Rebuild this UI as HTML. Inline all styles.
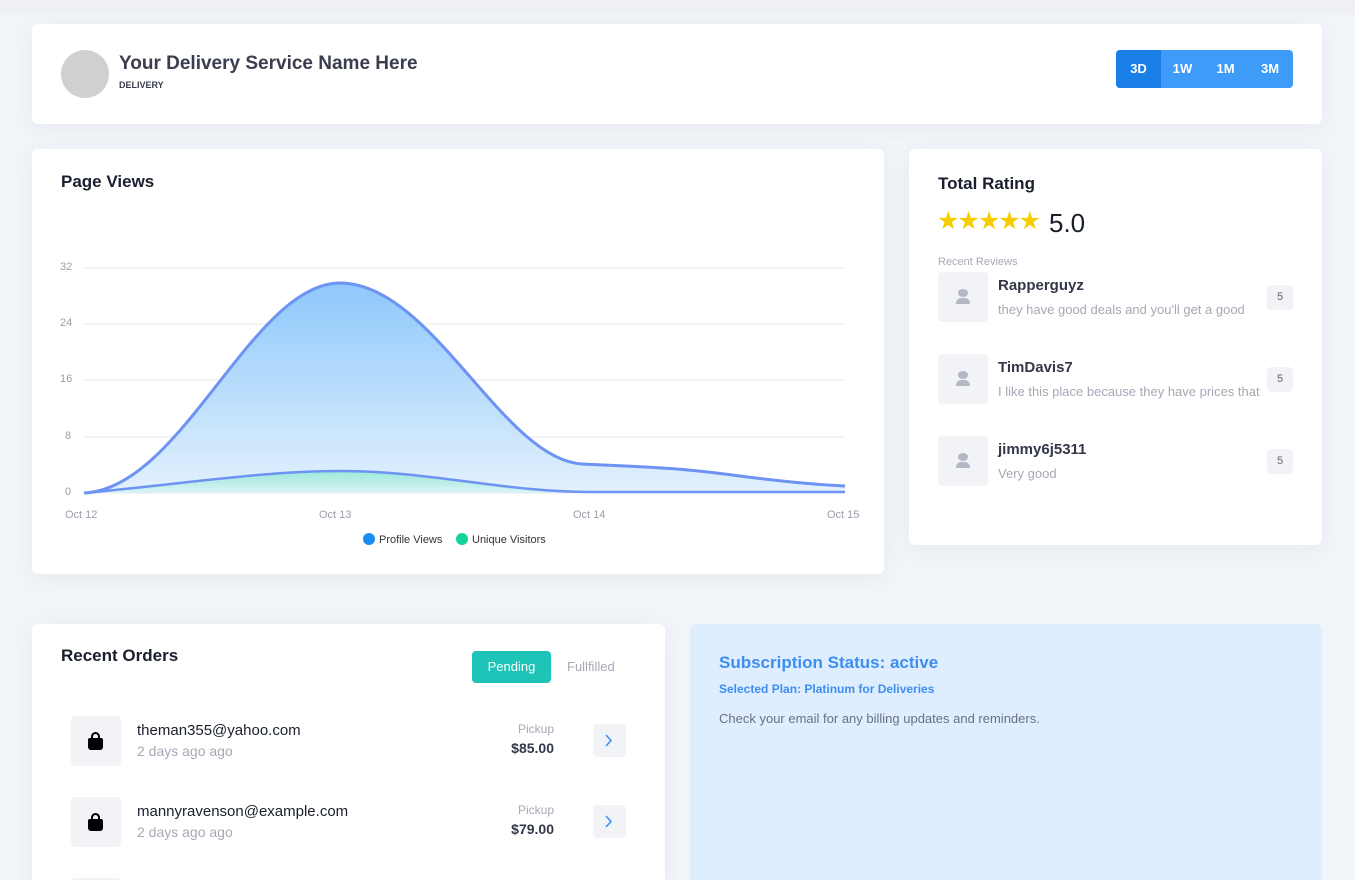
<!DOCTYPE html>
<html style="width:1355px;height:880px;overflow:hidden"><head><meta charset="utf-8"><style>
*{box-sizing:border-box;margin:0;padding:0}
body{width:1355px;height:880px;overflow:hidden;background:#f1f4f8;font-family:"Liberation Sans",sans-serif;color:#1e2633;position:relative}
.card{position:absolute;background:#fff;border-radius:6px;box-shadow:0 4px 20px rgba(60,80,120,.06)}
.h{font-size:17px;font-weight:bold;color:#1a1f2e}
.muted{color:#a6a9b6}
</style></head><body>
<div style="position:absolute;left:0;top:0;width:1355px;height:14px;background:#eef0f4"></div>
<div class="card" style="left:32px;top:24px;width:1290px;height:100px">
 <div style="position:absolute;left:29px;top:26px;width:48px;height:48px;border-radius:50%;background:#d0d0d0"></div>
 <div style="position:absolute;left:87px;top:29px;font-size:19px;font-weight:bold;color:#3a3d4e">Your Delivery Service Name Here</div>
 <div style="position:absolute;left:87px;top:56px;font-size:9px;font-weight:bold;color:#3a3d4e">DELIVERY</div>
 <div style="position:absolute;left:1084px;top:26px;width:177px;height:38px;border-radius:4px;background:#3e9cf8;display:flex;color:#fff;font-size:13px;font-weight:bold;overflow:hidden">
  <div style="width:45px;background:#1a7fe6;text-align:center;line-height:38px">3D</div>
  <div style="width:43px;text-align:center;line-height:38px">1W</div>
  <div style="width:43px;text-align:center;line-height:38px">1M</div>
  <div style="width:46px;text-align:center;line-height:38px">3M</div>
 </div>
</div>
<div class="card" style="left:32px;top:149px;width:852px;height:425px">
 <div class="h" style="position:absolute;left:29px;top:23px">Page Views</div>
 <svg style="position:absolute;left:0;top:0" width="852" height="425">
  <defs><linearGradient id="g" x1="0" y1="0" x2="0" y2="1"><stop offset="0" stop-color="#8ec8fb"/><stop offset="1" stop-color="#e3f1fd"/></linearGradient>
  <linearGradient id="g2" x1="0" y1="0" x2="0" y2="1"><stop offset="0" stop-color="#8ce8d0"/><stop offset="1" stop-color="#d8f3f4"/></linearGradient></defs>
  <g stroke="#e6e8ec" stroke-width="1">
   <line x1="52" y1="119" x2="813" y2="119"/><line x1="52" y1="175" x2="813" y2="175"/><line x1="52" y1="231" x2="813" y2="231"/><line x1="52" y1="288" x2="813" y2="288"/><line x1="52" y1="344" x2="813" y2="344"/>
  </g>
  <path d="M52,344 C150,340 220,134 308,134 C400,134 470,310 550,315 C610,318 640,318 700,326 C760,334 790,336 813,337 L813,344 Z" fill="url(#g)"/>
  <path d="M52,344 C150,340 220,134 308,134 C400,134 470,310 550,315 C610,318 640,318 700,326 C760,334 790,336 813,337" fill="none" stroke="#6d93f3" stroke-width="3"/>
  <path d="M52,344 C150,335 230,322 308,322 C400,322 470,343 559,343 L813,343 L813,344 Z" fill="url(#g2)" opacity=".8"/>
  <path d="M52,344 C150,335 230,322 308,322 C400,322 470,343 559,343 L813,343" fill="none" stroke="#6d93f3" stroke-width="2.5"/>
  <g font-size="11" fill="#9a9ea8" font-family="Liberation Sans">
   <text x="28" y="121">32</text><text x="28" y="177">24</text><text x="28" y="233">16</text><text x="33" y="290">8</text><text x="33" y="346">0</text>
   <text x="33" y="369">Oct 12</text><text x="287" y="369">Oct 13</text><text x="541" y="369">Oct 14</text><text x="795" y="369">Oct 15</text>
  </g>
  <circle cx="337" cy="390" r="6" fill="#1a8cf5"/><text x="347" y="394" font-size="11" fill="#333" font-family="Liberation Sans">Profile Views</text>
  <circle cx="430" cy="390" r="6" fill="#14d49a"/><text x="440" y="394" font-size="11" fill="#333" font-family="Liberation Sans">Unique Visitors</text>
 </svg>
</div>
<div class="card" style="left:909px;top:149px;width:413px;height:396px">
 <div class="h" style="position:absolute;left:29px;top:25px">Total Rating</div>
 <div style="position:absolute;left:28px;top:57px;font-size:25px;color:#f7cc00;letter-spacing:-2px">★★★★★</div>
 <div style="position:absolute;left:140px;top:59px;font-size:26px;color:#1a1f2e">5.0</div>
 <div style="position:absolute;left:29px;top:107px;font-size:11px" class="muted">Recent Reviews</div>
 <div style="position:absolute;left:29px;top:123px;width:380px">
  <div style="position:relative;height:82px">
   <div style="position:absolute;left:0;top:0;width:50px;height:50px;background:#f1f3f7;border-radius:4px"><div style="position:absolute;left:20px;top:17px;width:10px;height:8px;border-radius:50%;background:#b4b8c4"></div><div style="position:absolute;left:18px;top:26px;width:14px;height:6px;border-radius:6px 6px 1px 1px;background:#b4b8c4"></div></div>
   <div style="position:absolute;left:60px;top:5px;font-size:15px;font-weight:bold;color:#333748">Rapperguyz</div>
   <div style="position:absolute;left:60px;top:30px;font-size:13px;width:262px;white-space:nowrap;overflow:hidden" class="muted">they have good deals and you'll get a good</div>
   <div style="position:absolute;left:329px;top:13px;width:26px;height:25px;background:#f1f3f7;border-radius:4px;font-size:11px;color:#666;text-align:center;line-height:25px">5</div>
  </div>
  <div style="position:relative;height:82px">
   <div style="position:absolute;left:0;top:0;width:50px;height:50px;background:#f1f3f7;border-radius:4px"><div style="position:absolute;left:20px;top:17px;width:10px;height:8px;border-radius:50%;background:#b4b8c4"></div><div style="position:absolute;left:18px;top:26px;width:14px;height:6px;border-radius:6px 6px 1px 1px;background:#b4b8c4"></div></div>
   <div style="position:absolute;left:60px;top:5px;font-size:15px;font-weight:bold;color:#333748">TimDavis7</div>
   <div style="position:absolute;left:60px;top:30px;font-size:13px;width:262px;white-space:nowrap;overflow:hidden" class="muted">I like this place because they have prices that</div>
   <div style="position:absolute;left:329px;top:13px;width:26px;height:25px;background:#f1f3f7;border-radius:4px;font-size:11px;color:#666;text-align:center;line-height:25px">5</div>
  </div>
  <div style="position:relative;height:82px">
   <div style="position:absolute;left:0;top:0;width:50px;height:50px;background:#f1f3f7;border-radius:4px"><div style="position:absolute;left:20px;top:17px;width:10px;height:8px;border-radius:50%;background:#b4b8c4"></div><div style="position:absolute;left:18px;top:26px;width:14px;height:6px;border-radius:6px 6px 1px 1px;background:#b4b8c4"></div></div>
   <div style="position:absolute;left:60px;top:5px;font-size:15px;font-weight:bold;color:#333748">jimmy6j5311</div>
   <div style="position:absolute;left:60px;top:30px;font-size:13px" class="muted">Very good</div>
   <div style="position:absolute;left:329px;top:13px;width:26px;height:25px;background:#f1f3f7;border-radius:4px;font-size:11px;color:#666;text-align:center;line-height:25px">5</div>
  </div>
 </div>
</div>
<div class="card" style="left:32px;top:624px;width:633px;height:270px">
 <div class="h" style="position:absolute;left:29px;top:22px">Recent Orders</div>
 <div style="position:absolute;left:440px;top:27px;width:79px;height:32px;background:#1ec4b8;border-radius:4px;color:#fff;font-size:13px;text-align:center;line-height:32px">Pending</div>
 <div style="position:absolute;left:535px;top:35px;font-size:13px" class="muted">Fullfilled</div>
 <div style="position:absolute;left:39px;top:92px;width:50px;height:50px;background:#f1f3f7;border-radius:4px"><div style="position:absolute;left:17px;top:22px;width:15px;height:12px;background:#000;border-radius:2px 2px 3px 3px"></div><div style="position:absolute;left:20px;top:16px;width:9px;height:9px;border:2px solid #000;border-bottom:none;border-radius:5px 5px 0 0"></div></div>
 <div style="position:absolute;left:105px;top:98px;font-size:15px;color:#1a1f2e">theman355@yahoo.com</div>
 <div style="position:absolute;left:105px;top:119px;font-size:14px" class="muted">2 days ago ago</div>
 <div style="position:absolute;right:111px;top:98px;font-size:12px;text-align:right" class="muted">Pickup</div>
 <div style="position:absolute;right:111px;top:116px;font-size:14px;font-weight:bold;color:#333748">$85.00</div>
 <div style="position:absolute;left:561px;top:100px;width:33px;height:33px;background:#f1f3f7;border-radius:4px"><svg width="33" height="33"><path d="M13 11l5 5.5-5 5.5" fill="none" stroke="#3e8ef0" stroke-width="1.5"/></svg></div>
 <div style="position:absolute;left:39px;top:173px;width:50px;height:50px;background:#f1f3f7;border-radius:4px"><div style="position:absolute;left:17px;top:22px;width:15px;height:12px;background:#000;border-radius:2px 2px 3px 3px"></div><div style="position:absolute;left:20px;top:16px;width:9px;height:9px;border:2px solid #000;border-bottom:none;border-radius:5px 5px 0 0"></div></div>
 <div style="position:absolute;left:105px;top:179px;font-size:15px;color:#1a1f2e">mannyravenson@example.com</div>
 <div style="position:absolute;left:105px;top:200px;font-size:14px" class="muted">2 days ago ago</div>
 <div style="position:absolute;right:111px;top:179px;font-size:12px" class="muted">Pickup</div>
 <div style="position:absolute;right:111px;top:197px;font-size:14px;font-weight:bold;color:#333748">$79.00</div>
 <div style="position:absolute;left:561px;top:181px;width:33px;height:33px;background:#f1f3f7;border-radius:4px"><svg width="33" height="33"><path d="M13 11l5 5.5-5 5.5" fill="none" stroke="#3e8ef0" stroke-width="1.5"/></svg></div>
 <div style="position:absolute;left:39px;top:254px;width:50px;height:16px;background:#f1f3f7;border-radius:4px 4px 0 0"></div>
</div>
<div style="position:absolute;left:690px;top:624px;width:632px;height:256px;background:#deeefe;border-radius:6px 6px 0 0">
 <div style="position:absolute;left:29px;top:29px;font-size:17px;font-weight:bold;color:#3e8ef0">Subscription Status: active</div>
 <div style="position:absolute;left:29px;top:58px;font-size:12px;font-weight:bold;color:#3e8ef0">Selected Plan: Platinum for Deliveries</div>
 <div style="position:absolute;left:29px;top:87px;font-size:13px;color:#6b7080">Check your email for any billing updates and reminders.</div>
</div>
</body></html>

----

**Written task**
Figure out how many lines above include the string "this", then report that number and nothing else.

**Output below**
2